BEGIN Data listing

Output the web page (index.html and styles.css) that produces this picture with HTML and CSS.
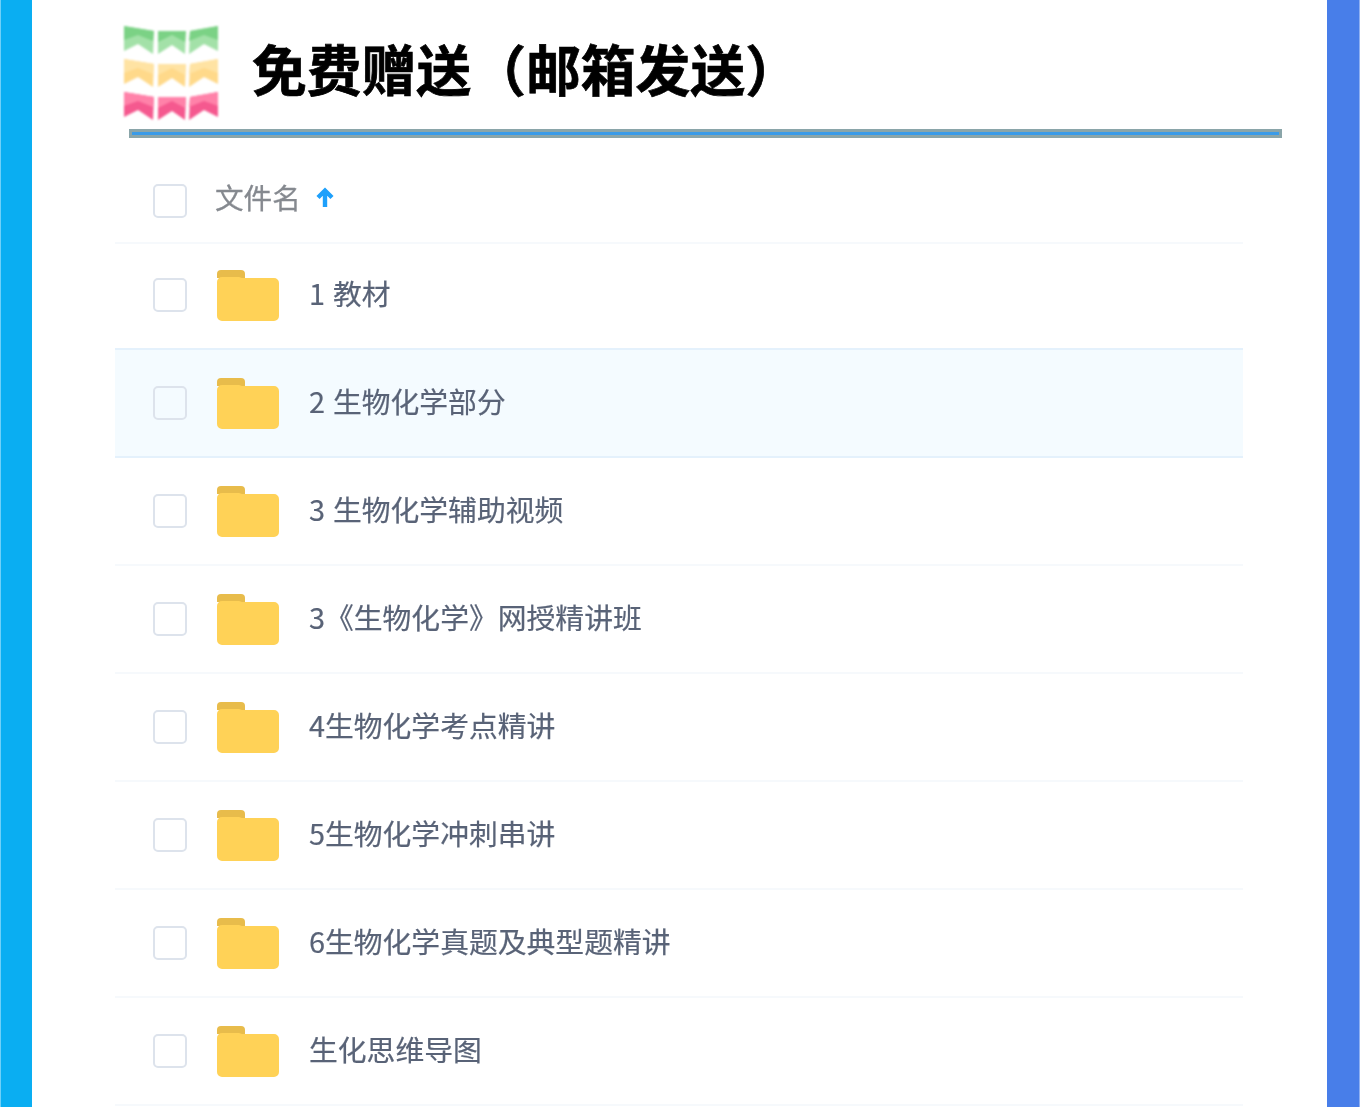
FILE: index.html
```html
<!DOCTYPE html>
<html lang="zh-CN">
<head>
<meta charset="utf-8">
<title>免费赠送（邮箱发送）</title>
<link rel="stylesheet" href="styles.css">
</head>
<body>
<div class="page">
  <div class="bar bar-left"></div>
  <main class="main">
    <header class="head">
      <svg class="bunting" viewBox="0 0 94 94" aria-hidden="true">
        <defs>
          <g id="flags-a">
            <polygon points="0,0 30,5 29,28 14,18 0,25"/>
            <polygon points="34,5 62,5 61,28 48,19 34,28"/>
            <polygon points="66,5 94,0 94,25 80,18 65,28"/>
          </g>
          <g id="flags-b">
            <polygon points="0,0 30,5 29,15 14,9 0,14"/>
            <polygon points="34,5 62,5 61,16 48,9 34,16"/>
            <polygon points="66,5 94,0 94,14 80,9 65,15"/>
          </g>
        </defs>
        <g class="row-green"><use href="#flags-a" class="lo"/><use href="#flags-b" class="hi"/></g>
        <g class="row-yellow" transform="translate(0 33)"><use href="#flags-a" class="lo"/><use href="#flags-b" class="hi"/></g>
        <g class="row-pink" transform="translate(0 66)"><use href="#flags-a" class="lo"/><use href="#flags-b" class="hi"/></g>
      </svg>
      <h1 class="title">免费赠送（邮箱发送）</h1>
    </header>
    <div class="rule"></div>
    <section class="list">
      <div class="list-head">
        <span class="check"></span>
        <span class="col-name">文件名</span>
        <svg class="sort" viewBox="0 0 18 21" aria-hidden="true"><path d="M9 20V4M2 10.5l7-7 7 7" fill="none" stroke="currentColor" stroke-width="4.4"/></svg>
      </div>
      <div class="row"><span class="check"></span><svg class="folder" viewBox="0 0 62 51"><use href="#folder"/></svg><span class="name">1 教材</span></div>
      <div class="row is-hover"><span class="check"></span><svg class="folder" viewBox="0 0 62 51"><use href="#folder"/></svg><span class="name">2 生物化学部分</span></div>
      <div class="row"><span class="check"></span><svg class="folder" viewBox="0 0 62 51"><use href="#folder"/></svg><span class="name">3 生物化学辅助视频</span></div>
      <div class="row"><span class="check"></span><svg class="folder" viewBox="0 0 62 51"><use href="#folder"/></svg><span class="name">3《生物化学》网授精讲班</span></div>
      <div class="row"><span class="check"></span><svg class="folder" viewBox="0 0 62 51"><use href="#folder"/></svg><span class="name">4生物化学考点精讲</span></div>
      <div class="row"><span class="check"></span><svg class="folder" viewBox="0 0 62 51"><use href="#folder"/></svg><span class="name">5生物化学冲刺串讲</span></div>
      <div class="row"><span class="check"></span><svg class="folder" viewBox="0 0 62 51"><use href="#folder"/></svg><span class="name">6生物化学真题及典型题精讲</span></div>
      <div class="row"><span class="check"></span><svg class="folder" viewBox="0 0 62 51"><use href="#folder"/></svg><span class="name">生化思维导图</span></div>
    </section>
  </main>
  <div class="bar bar-right"></div>
</div>
<svg class="defs" aria-hidden="true">
  <defs>
    <g id="folder">
      <path d="M0 4a4 4 0 0 1 4-4h20a4 4 0 0 1 4 4v4H0z" fill="#e8bc4b"/>
      <path d="M0 12a5 5 0 0 1 5-5h17l3 1h32a5 5 0 0 1 5 5v33a5 5 0 0 1-5 5H5a5 5 0 0 1-5-5z" fill="#ffd257"/>
    </g>
  </defs>
</svg>
</body>
</html>
```
FILE: styles.css
```css
* { box-sizing: border-box; }
html, body { margin: 0; height: 100%; overflow: hidden; background: #fff; }
body { font-family: "Noto Sans CJK SC", "Noto Sans", sans-serif; }

.page { display: flex; height: 1107px; width: 1360px; }

.bar { flex: none; width: 33px; height: 100%; }
.bar-left { width: 32px; background: #0aaef2; border-left: 1px solid #6fd0f8; }
.bar-right { background: #487ee9; border-right: 1px solid #8fb0f2; }

.main { flex: 1; min-width: 0; }

.head { display: flex; align-items: center; height: 129px; padding: 26px 0 9px 92px; }
.bunting { width: 94px; height: 94px; flex: none; filter: blur(0.8px); }
.title { margin: 0 0 0 34px; font-size: 54.8px; font-weight: 700; color: #000; line-height: 1; position: relative; top: -6px; white-space: nowrap; -webkit-text-stroke: 0.7px #000; filter: blur(0.4px); }

.row-green .hi { fill: #7bd285; } .row-green .lo { fill: #a3e1a8; }
.row-yellow .hi { fill: #ffe3a3; } .row-yellow .lo { fill: #ffd98a; }
.row-pink .hi { fill: #ff82a9; } .row-pink .lo { fill: #f5598f; }

.rule { width: 1153px; height: 9px; margin-left: 97px; background: #3a9be8; border: 3px solid #8aa5a9; }

.list { width: 1128px; margin-left: 83px; }
.list-head { display: flex; align-items: center; height: 104px; padding: 22px 0 0 38px; position: relative; z-index: 1; box-shadow: 0 2px 0 #f6f9fc; }
.col-name { margin-left: 28px; font-size: 28.6px; color: #85898f; line-height: 1; position: relative; top: -4px; -webkit-text-stroke: 0.3px #85898f; filter: blur(0.5px); }
.sort { width: 18px; height: 21px; margin-left: 15px; color: #1ea0fb; position: relative; top: -4px; filter: blur(0.3px); }

.row { display: flex; align-items: center; height: 108px; padding-left: 38px; border-bottom: 2px solid #f6f9fc; }
.row.is-hover { background: #f4fbff; border-bottom-color: #e4f1fc; box-shadow: 0 -2px 0 #e4f1fc; }

.check { flex: none; width: 34px; height: 34px; border: 2px solid #dde3ec; border-radius: 5px; background: #fff; filter: blur(0.5px); }
.is-hover .check { background: transparent; }
.folder { flex: none; width: 62px; height: 51px; margin-left: 30px; filter: blur(0.5px); }
.name { margin-left: 30px; font-size: 28.8px; word-spacing: 1.5px; color: #596377; line-height: 1; position: relative; top: -2px; white-space: nowrap; -webkit-text-stroke: 0.2px #596377; filter: blur(0.5px); }

.defs { position: absolute; width: 0; height: 0; }
```
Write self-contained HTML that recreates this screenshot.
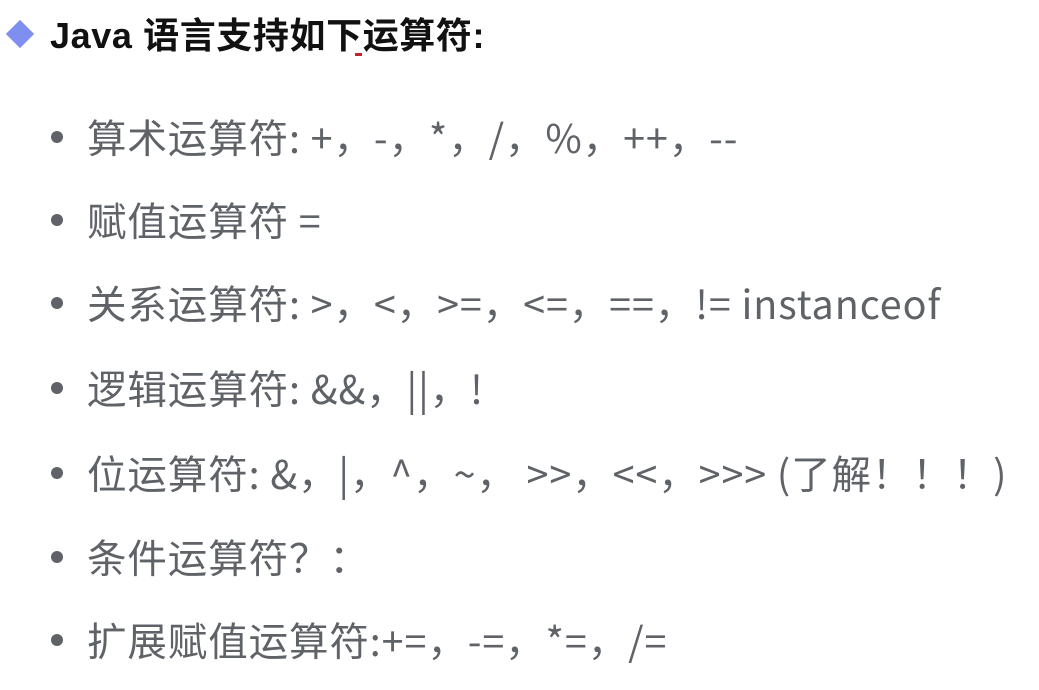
<!DOCTYPE html>
<html><head><meta charset="utf-8"><style>
html,body{margin:0;padding:0;background:#fff;width:1039px;height:690px;overflow:hidden}
body{font-family:"Liberation Sans","Noto Sans CJK SC",sans-serif;position:relative}
.h{position:absolute;left:50px;top:14px;font-size:36px;letter-spacing:0.6px;font-weight:bold;color:#111;line-height:44px;white-space:nowrap}
.d{position:absolute;left:10px;top:24px;width:20px;height:20px;background:#7f8ff0;transform:rotate(45deg)}
.i{position:absolute;left:87px;font-size:39.5px;letter-spacing:0.9px;color:#5f6368;line-height:50px;white-space:nowrap;font-family:"Noto Sans CJK SC",sans-serif}
.b{position:absolute;left:51px;width:12px;height:12px;border-radius:50%;background:#5f6368}
.m{position:absolute;left:355px;top:53px;width:7px;height:3px;background:#c0242a}
</style></head><body>
<div class="d"></div>
<div class="h">Java 语言支持如下运算符:</div>
<div class="m"></div>
<div class="b" style="top:131px"></div><div class="i" style="top:112px">算术运算符: +，-，*，/，%，++，--</div>
<div class="b" style="top:214px"></div><div class="i" style="top:195px">赋值运算符 =</div>
<div class="b" style="top:297px"></div><div class="i" style="top:278px">关系运算符: &gt;，&lt;，&gt;=，&lt;=，==，!= instanceof</div>
<div class="b" style="top:382px"></div><div class="i" style="top:363px">逻辑运算符: &amp;&amp;，||，!</div>
<div class="b" style="top:467px"></div><div class="i" style="top:448px">位运算符: &amp;，|，^，~， &gt;&gt;，&lt;&lt;，&gt;&gt;&gt; (了解！！！)</div>
<div class="b" style="top:551px"></div><div class="i" style="top:532px">条件运算符？：</div>
<div class="b" style="top:634px"></div><div class="i" style="top:615px">扩展赋值运算符:+=，-=，*=，/=</div>
</body></html>
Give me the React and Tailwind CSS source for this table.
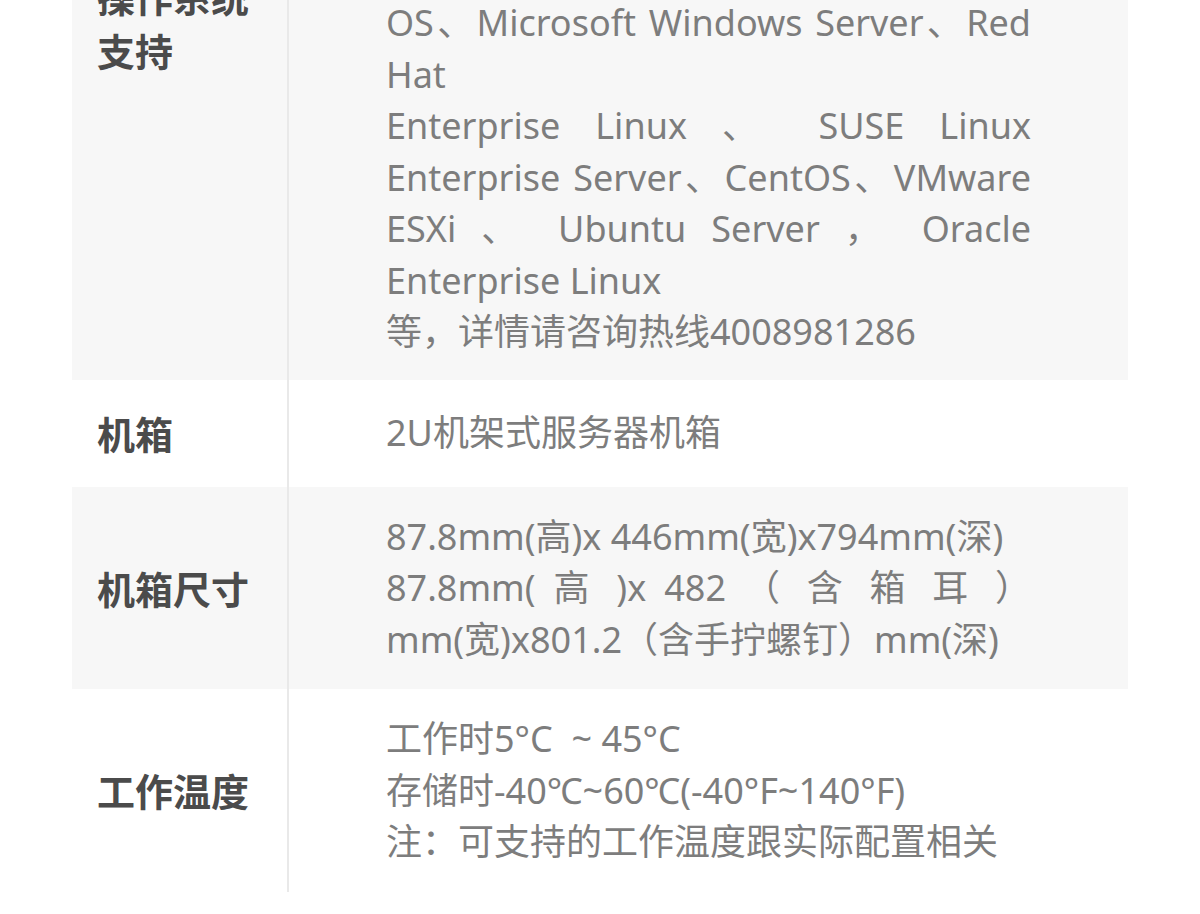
const rows = [
  {
    label: '操作系统支持',
    shade: true,
    pad: 'py-[22px]',
    lines: [
      ['支持主流服务器操作系统，包括：', false],
      ['中标麒麟、银河麒麟、统信UOS、', false],
      ['Red Hat Enterprise Linux 、 SUSE', true],
      ['Linux Enterprise Server、CentOS、', true],
      ['Ubuntu Server、Oracle Linux、', false],
      ['Kylin OS、Deepin、Novell NetWare', true],
      ['OS、Microsoft Windows Server、Red', true],
      ['Hat', false],
      ['Enterprise Linux 、 SUSE Linux', true],
      ['Enterprise Server、CentOS、VMware', true],
      ['ESXi 、 Ubuntu Server ， Oracle', true],
      ['Enterprise Linux', false],
      ['等，详情请咨询热线4008981286', false],
    ],
  },
  {
    label: '机箱',
    shade: false,
    pad: 'py-[23px] min-h-[107px]',
    lines: [['2U机架式服务器机箱', false]],
  },
  {
    label: '机箱尺寸',
    shade: true,
    pad: 'py-[24px]',
    lines: [
      ['87.8mm(高)x 446mm(宽)x794mm(深)', false],
      ['87.8mm( 高 )x 482 （ 含 箱 耳 ）', true],
      ['mm(宽)x801.2（含手拧螺钉）mm(深)', false],
    ],
  },
  {
    label: '工作温度',
    shade: false,
    pad: 'py-[24px]',
    lines: [
      ['工作时5°C\u00a0\u00a0~\u00a045°C', false],
      ['存储时-40℃~60℃(-40°F~140°F)', false],
      ['注：可支持的工作温度跟实际配置相关', false],
    ],
  },
]

export default function App() {
  return (
    <div className="min-h-screen bg-white overflow-hidden font-['Noto_Sans','Noto_Sans_CJK_SC',sans-serif]">
      <div className="w-[1056px] mx-auto -mt-[334px] pb-10">
        {rows.map(row => (
          <div
            key={row.label}
            className={`flex items-stretch ${row.shade ? 'bg-[#f7f7f7]' : 'bg-white'}`}
          >
            <div className="w-[215px] shrink-0 pl-[25px] pr-[20px] flex items-center">
              <span className="text-[38px] leading-[54px] font-bold text-[#4b4b4b] font-['Noto_Sans_CJK_SC',sans-serif]">
                {row.label}
              </span>
            </div>
            <div className={`flex-1 border-l-2 border-[#e9e9e9] pl-[97px] pr-[97px] flex flex-col justify-center ${row.pad}`}>
              {row.lines.map(([text, justify], i) => (
                <div
                  key={i}
                  className={`text-[36px] leading-[51.5px] text-[#7d7d7d] ${justify ? 'text-justify [text-align-last:justify]' : ''}`}
                >
                  {text}
                </div>
              ))}
            </div>
          </div>
        ))}
      </div>
    </div>
  )
}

END Data listing

■ Job
Report how many lines in the data include the word "index", and give nothing but the count.

■ Answer for this exercise
3